= Requirements =
Pictures aside, quote the whole listing exactly.

= Available data =
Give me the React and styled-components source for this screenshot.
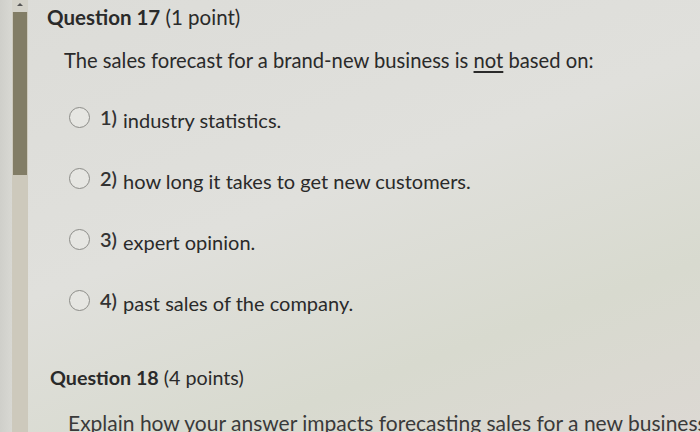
import React from "react"
import styled, { createGlobalStyle } from "styled-components"

const GlobalStyle = createGlobalStyle`
  html, body {
    margin: 0;
    padding: 0;
    background: #dcdcd7;
  }
  * {
    box-sizing: border-box;
  }
`

const options = [
  { num: "1)", text: "industry statistics." },
  { num: "2)", text: "how long it takes to get new customers." },
  { num: "3)", text: "expert opinion." },
  { num: "4)", text: "past sales of the company." },
]

export default function App() {
  return (
    <>
      <GlobalStyle />
      <Page>
        <Scrollbar>
          <Edge />
          <Track>
            <Arrow />
            <Thumb />
          </Track>
        </Scrollbar>
        <Content>
          <QuestionTitle>
            <strong>Question 17</strong> (1 point)
          </QuestionTitle>
          <Prompt>
            The sales forecast for a brand-new business is <u>not</u> based on:
          </Prompt>
          <OptionList>
            {options.map(o => (
              <Option key={o.num}>
                <Radio />
                <Num>{o.num}</Num>
                <OptionText>{o.text}</OptionText>
              </Option>
            ))}
          </OptionList>
          <NextTitle>
            <strong>Question 18</strong> (4 points)
          </NextTitle>
          <NextPrompt>
            Explain how your answer impacts forecasting sales for a new business
          </NextPrompt>
        </Content>
      </Page>
    </>
  )
}

const Page = styled.div`
  display: flex;
  width: 700px;
  height: 432px;
  overflow: hidden;
  background: linear-gradient(160deg, #dcdcd8 0%, #e0e0dc 45%, #d8dacf 75%, #dcd8d3 100%);
  font-family: Lato, "Open Sans", sans-serif;
  color: #2a2a2a;
`
const Scrollbar = styled.div`
  display: flex;
  flex-shrink: 0;
  width: 28px;
  height: 100%;
`
const Edge = styled.div`
  width: 12px;
  background: linear-gradient(90deg, #cfcfca, #d8d8d3);
`
const Track = styled.div`
  display: flex;
  flex-direction: column;
  width: 16px;
  background: #cdc9bc;
`
const Arrow = styled.div`
  height: 12px;
  background: #d4d2c9;
  display: flex;
  justify-content: center;
  align-items: center;
  &::after {
    content: "";
    border-left: 3px solid transparent;
    border-right: 3px solid transparent;
    border-bottom: 3px solid #555;
    margin-bottom: 3px;
  }
`
const Thumb = styled.div`
  height: 163px;
  margin: 0 1px;
  background: #827d66;
`
const Content = styled.div`
  flex: 1;
  padding: 4px 0 0 19px;
`
const QuestionTitle = styled.div`
  font-size: 20.5px;
  line-height: 26px;
  strong {
    font-weight: 700;
  }
`
const Prompt = styled.div`
  margin: 17px 0 0 17px;
  font-size: 20.2px;
  line-height: 26px;
  u {
    text-underline-offset: 3px;
  }
`
const OptionList = styled.div`
  display: flex;
  flex-direction: column;
  gap: 31px;
  margin: 32px 0 0 22px;
`
const Option = styled.div`
  display: flex;
  align-items: center;
  height: 30px;
  font-size: 20px;
`
const Radio = styled.span`
  width: 21px;
  height: 21px;
  border-radius: 50%;
  border: 1.5px solid #8c8c88;
  background: #e6e6e2;
  margin-top: -5px;
  flex-shrink: 0;
`
const Num = styled.span`
  margin: -6px 0 0 10px;
  font-weight: 600;
  color: #333;
`
const OptionText = styled.span`
  margin-left: 6px;
`
const NextTitle = styled(QuestionTitle)`
  margin: 47px 0 0 3px;
  font-size: 19.7px;
`
const NextPrompt = styled.div`
  margin: 19px 0 0 21px;
  font-size: 21px;
  line-height: 26px;
  white-space: nowrap;
  color: #3a3a3a;
`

= Correct response =
Give me the React and styled-components source for this screenshot.
import React from "react"
import styled, { createGlobalStyle } from "styled-components"

const GlobalStyle = createGlobalStyle`
  html, body {
    margin: 0;
    padding: 0;
    background: #dcdcd7;
  }
  * {
    box-sizing: border-box;
  }
`

const options = [
  { num: "1)", text: "industry statistics." },
  { num: "2)", text: "how long it takes to get new customers." },
  { num: "3)", text: "expert opinion." },
  { num: "4)", text: "past sales of the company." },
]

export default function App() {
  return (
    <>
      <GlobalStyle />
      <Page>
        <Scrollbar>
          <Edge />
          <Track>
            <Arrow />
            <Thumb />
          </Track>
        </Scrollbar>
        <Content>
          <QuestionTitle>
            <strong>Question 17</strong> (1 point)
          </QuestionTitle>
          <Prompt>
            The sales forecast for a brand-new business is <u>not</u> based on:
          </Prompt>
          <OptionList>
            {options.map(o => (
              <Option key={o.num}>
                <Radio />
                <Num>{o.num}</Num>
                <OptionText>{o.text}</OptionText>
              </Option>
            ))}
          </OptionList>
          <NextTitle>
            <strong>Question 18</strong> (4 points)
          </NextTitle>
          <NextPrompt>
            Explain how your answer impacts forecasting sales for a new business
          </NextPrompt>
        </Content>
      </Page>
    </>
  )
}

const Page = styled.div`
  display: flex;
  width: 700px;
  height: 432px;
  overflow: hidden;
  background: linear-gradient(160deg, #dcdcd8 0%, #e0e0dc 45%, #d8dacf 75%, #dcd8d3 100%);
  font-family: Lato, "Open Sans", sans-serif;
  color: #2a2a2a;
`
const Scrollbar = styled.div`
  display: flex;
  flex-shrink: 0;
  width: 28px;
  height: 100%;
`
const Edge = styled.div`
  width: 12px;
  background: linear-gradient(90deg, #cfcfca, #d8d8d3);
`
const Track = styled.div`
  display: flex;
  flex-direction: column;
  width: 16px;
  background: #cdc9bc;
`
const Arrow = styled.div`
  height: 12px;
  background: #d4d2c9;
  display: flex;
  justify-content: center;
  align-items: center;
  &::after {
    content: "";
    border-left: 3px solid transparent;
    border-right: 3px solid transparent;
    border-bottom: 3px solid #555;
    margin-bottom: 3px;
  }
`
const Thumb = styled.div`
  height: 163px;
  margin: 0 1px;
  background: #827d66;
`
const Content = styled.div`
  flex: 1;
  padding: 4px 0 0 19px;
`
const QuestionTitle = styled.div`
  font-size: 20.5px;
  line-height: 26px;
  strong {
    font-weight: 700;
  }
`
const Prompt = styled.div`
  margin: 17px 0 0 17px;
  font-size: 20.2px;
  line-height: 26px;
  u {
    text-underline-offset: 3px;
  }
`
const OptionList = styled.div`
  display: flex;
  flex-direction: column;
  gap: 31px;
  margin: 32px 0 0 22px;
`
const Option = styled.div`
  display: flex;
  align-items: center;
  height: 30px;
  font-size: 20px;
`
const Radio = styled.span`
  width: 21px;
  height: 21px;
  border-radius: 50%;
  border: 1.5px solid #8c8c88;
  background: #e6e6e2;
  margin-top: -5px;
  flex-shrink: 0;
`
const Num = styled.span`
  margin: -6px 0 0 10px;
  font-weight: 600;
  color: #333;
`
const OptionText = styled.span`
  margin-left: 6px;
`
const NextTitle = styled(QuestionTitle)`
  margin: 47px 0 0 3px;
  font-size: 19.7px;
`
const NextPrompt = styled.div`
  margin: 19px 0 0 21px;
  font-size: 21px;
  line-height: 26px;
  white-space: nowrap;
  color: #3a3a3a;
`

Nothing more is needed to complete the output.